For all of its shortcomings,
the history of the church does teach an important lesson. It takes unrelenting
effort to maintain, if only by fits and starts, an adult morality of intentions
in the midst of a population that thinks of right and wrong as a matter of
crude rules and ritual purity. Only a disciplined, hierarchical organization
can retain some sense of sobriety and realism in a world where spirits and
demons routinely appear to one and all, especially since the church itself
shares some the credulity of the laity.
There is a kind of
thermodynamics at work in civilization. Keeping the ice cube from melting in
the midst of the hot water requires insulation, and creating the ice cube in
the first place requires work. A fully adult morality is unnatural. In fact,
any rational approach to things requires a personal or institutional alienation
from the community.
We can see this necessity in
the sciences where without the creation and maintenance of distance from the
opinions of the mass of humanity science would be quite impossible, not only
because some of the results of inquiry outrage custom but because it is
socially inappropriate to think too hard about anything. We think of the
sciences as founded finally on observation, which is not exactly a mistaken
impression, but a misleading one since it is just as important to disqualify
the wrong kind of observers as to listen to the right kind. The democratic
tendencies of science are often contrasted with the authoritarianism of the
church, but the control of discourse imposed on the scientists is, if anything,
more despotic than the old priestly censorship. The Index of Prohibited Books
of the Holy Office has nothing on the prior restraint enforced by peer review.
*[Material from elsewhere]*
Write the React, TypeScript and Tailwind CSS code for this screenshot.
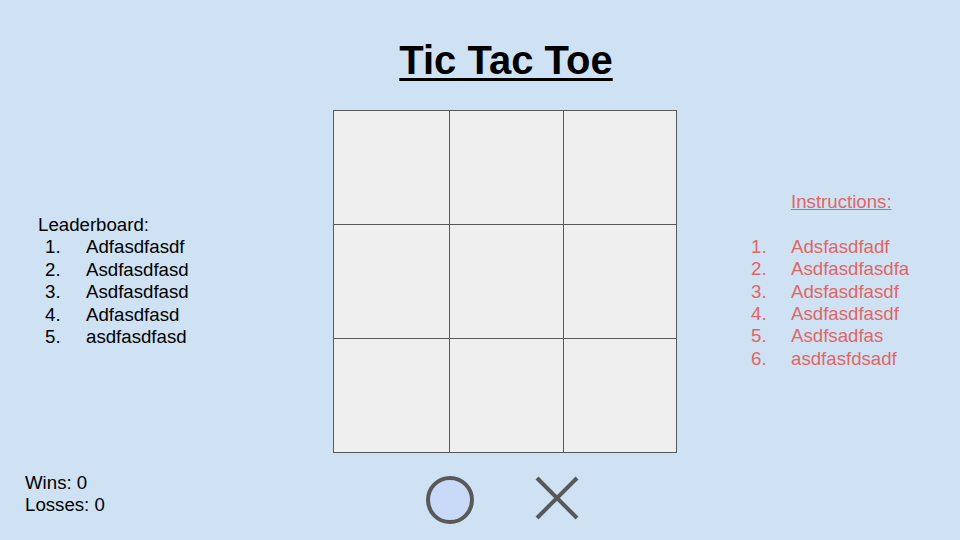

Purely private skepticism also
depends upon what Nietzsche called the pathos of distance. When people you love
blandly report on the miracles and apparitions they’ve witnessed, there’s
nothing for it but to smile and excuse yourself from the dinner table.
* “Nothing that another
person does with the body, or upon the body, is any fault of the person who
suffers it, so long as he cannot escape it without sin.”